Dr. Lusardi spoke about trends in global financial literacy and the effect of poor financial decisions. She charged the audience members to become stewards of financial literacy in their communities.
“Ask for information on financial literacy in your schools and school district, ask for it in your library and ask for it in your workplace,” she said.
Mr. Fishman, a student and founder of GW Responds, also put out a call to action during his talk about his experience trying to stay motivated to effect change in others.
He described a feeling of emptiness after working with his fraternity to raise more than $80,000 for cancer research. He realized it was because he was focused on other people’s reactions to the impact of their hard work, rather than the importance of attempting to effect change, he said.
“A million tweets won’t feed the hungry or heal the sick, a YouTube video won’t put a kid from an underserved community through college, but your hard work just might,” Mr. Fishman said.
Ms. Pardasani spoke about a different brand of dedication during her talk focused on her struggle with anxiety and depression and her mother’s cancer.
She discussed how she used mindfulness, or an awareness of being in the moment, to manage her anxiety.

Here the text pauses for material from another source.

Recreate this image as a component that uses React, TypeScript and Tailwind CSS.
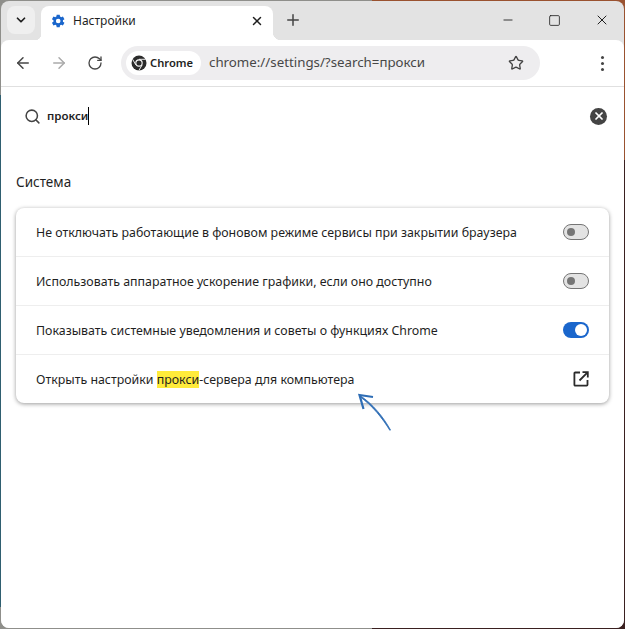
import { ArrowLeft, ArrowRight, ChevronDown, Minus, Plus, RotateCw, Search, Square, Star, X } from "lucide-react";

const rows = ["Не отключать работающие в фоновом режиме сервисы при закрытии браузера", "Использовать аппаратное ускорение графики, если оно доступно", "Показывать системные уведомления и советы о функциях Chrome"];

const Toggle = ({ on }: { on?: boolean }) =>
    on ? (
        <div className="flex h-4 w-[26px] items-center justify-end rounded-full bg-[#1a66cc] pr-[2px]">
            <div className="h-3 w-3 rounded-full bg-white" />
        </div>
    ) : (
        <div className="flex h-4 w-[26px] items-center rounded-full border border-[#757575] bg-[#e3e3e3] pl-[3px]">
            <div className="h-2 w-2 rounded-full bg-[#757575]" />
        </div>
    );

const GearIcon = () => (
    <svg width="16" height="16" viewBox="0 0 24 24" fill="#1a66cc">
        <path
            fillRule="evenodd"
            d="M19.4 13a7.6 7.6 0 0 0 0-2l2.3-1.8-2.3-4-2.7 1.1a7.6 7.6 0 0 0-1.7-1L14.6 2.5h-4.6l-.4 2.8a7.6 7.6 0 0 0-1.7 1L5.200 5.200l-2.300 4L5.200 11a7.600 7.600 0 0 0 0 2l-2.300 1.800 2.300 4 2.700-1.100a7.600 7.600 0 0 0 1.700 1l.4 2.800h4.600l.4-2.800a7.600 7.600 0 0 0 1.700-1l2.700 1.100 2.300-4zM12.300 15.500a3.500 3.500 0 1 1 0-7 3.500 3.500 0 0 1 0 7z"
        />
    </svg>
);

const ChromeLogo = () => (
    <svg width="16" height="16" viewBox="0 0 16 16">
        <circle cx="8" cy="8" r="7.5" fill="#2b2b2b" />
        <circle cx="8" cy="8" r="3.700" fill="white" />
        <circle cx="8" cy="8" r="2.600" fill="#2b2b2b" />
        <path d="M8 4.300h6.600M4.800 9.900 1.700 4.400M11.200 9.900 7.900 15.400" stroke="white" strokeWidth="0.9" fill="none" />
    </svg>
);

const OpenIcon = () => (
    <svg width="16" height="16" viewBox="0 0 16 16" fill="none" stroke="#2b2b2b" strokeWidth="1.800">
        <path d="M7 1.500H2.200a.8.8 0 0 0-.8.8v11.500a.8.8 0 0 0 .8.8h11.500a.8.8 0 0 0 .8-.8V9" />
        <path d="M9.500 1.200h5.300v5.300M14.800 1.200 6.500 9.500" />
    </svg>
);

const App = () => {
    return (
        <div className="h-[629px] w-[625px] overflow-hidden pt-[1px] pr-[1px] pb-[1px] pl-[1px] font-['Noto_Sans','Open_Sans',sans-serif] text-[#1f1f1f] [background:linear-gradient(#2f5f70,#2f5f70)_0_95px/2px_512px_no-repeat,linear-gradient(#9a5230,#9a5230)_100%_0/253px_160px_no-repeat,linear-gradient(90deg,#8f8f8b_372px,#3a2020_372px)]">
            <div className="flex h-full flex-col overflow-hidden rounded-[8px] bg-[#e3e3e3]">
                <div className="flex h-[39px] shrink-0">
                    <div className="mt-[5px] ml-[6px] flex h-7 w-7 items-center justify-center rounded-lg bg-[#efefef]">
                        <ChevronDown size={14} strokeWidth={3} />
                    </div>
                    <div className="h-[6px] w-[6px] self-end bg-[radial-gradient(circle_at_0_0,transparent_6px,white_6.500px)]" />
                    <div className="mt-[5px] flex h-[34px] w-[232px] items-center rounded-t-lg bg-white pr-[9px] pb-[4px] pl-[9px]">
                        <GearIcon />
                        <span className="ml-[7px] flex-1 text-xs">Настройки</span>
                        <X size={14} strokeWidth={2.500} />
                    </div>
                    <div className="h-[8px] w-[8px] self-end bg-[radial-gradient(circle_at_100%_0,transparent_8px,white_8.500px)]" />
                    <div className="mt-[5px] ml-[3px] flex h-7 items-center">
                        <Plus size={18} strokeWidth={2} color="#444" />
                    </div>
                    <div className="mt-[5px] ml-auto flex h-7 items-center gap-[33px] pr-[14px]">
                        <Minus size={14} strokeWidth={1.500} />
                        <Square size={13} strokeWidth={1.500} />
                        <X size={16} strokeWidth={1.500} />
                    </div>
                </div>
                <div className="flex flex-1 flex-col rounded-t-[8px] bg-white">
                    <div className="flex h-[47px] shrink-0 items-center border-b border-[#e0e0e0] pl-[13px]">
                        <ArrowLeft size={18} color="#474747" />
                        <ArrowRight size={18} color="#aaaaaa" className="ml-[18px]" />
                        <RotateCw size={16} color="#474747" className="ml-[19px]" />
                        <div className="ml-[18px] flex h-[34px] w-[419px] items-center rounded-full bg-[#eeedef] pl-[5px]">
                            <div className="flex h-6 w-[75px] items-center rounded-full bg-white pl-[5px]">
                                <ChromeLogo />
                                <span className="ml-[3px] text-[11.200px] font-semibold">Chrome</span>
                            </div>
                            <span className="ml-[8px] flex-1 text-[13.300px] text-[#474747]">chrome://settings/?search=прокси</span>
                            <Star size={16} color="#444" strokeWidth={2} className="mr-[16px]" />
                        </div>
                        <div className="ml-[61px] flex flex-col gap-[3px]">
                            <div className="h-[3px] w-[3px] rounded-full bg-[#444]" />
                            <div className="h-[3px] w-[3px] rounded-full bg-[#444]" />
                            <div className="h-[3px] w-[3px] rounded-full bg-[#444]" />
                        </div>
                    </div>
                    <div className="flex flex-1 flex-col px-[15px]">
                        <div className="mt-[19px] flex h-5 items-center pr-[2px] pl-[8px]">
                            <Search size={17} color="#444" strokeWidth={2.200} />
                            <span className="ml-[6px] border-r border-black text-[11.500px] font-semibold">прокси</span>
                            <div className="ml-auto flex h-[17px] w-[17px] items-center justify-center rounded-full bg-[#444]">
                                <X size={12} color="white" strokeWidth={3.500} />
                            </div>
                        </div>
                        <div className="mt-[46px] text-[13.500px]">Система</div>
                        <div className="mt-[16px] w-[593px] rounded-lg bg-white shadow-[0_1px_4px_rgba(0,0,0,0.4)]">
                            {rows.map((x, index) => (
                                <div key={index} className="flex h-[49px] items-center border-b border-[#eeeeee] pr-5 pl-5 text-[12.380px]">
                                    <span className="flex-1 pt-[2px]">{x}</span>
                                    <Toggle on={index === 2} />
                                </div>
                            ))}
                            <div className="flex h-[48px] items-center pr-5 pl-5 text-[12.380px]">
                                <span className="flex-1 pt-[2px]">
                                    Открыть настройки <span className="bg-[#ffeb3b]">прокси</span>-сервера для компьютера
                                </span>
                                <OpenIcon />
                            </div>
                        </div>
                        <svg width="36" height="42" viewBox="0 0 36 42" fill="none" className="mt-[-13px] ml-[341px]">
                            <path d="M33.500 40C27 28 16 14 3 5.500L2.500 6.500C15 15 26 29 32.800 40.300z" fill="#2e6db5" stroke="#2e6db5" strokeWidth="0.800" />
                            <path d="M6.500 19 2.500 5 16 7" stroke="#2e6db5" strokeWidth="2.200" />
                        </svg>
                    </div>
                </div>
            </div>
        </div>
    );
};

export default App;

Tricks such as naming her disease “orange soda” to take the sting out of it and trying her best each day have helped her to stay healthy.
Ms. Pardasani said that she hopes that those with anxiety and depression who heard her talk will be moved to admit their problems.
“Chances are there are more people that understand you than you think, and that's so key to overcoming anything in life,” she said. “Finding similarities with other human beings is what you're here to do, and I want people to never be afraid or ashamed of pouring their hearts out.”
Encouraging openness is exactly what TEDxFoggyBottom was about, Mr. Doyle said.
“Friday was a day filled with vulnerability, inspiration, and strength,” Mr. Doyle said. “Our team couldn't be prouder, and I couldn't be more proud of our team.”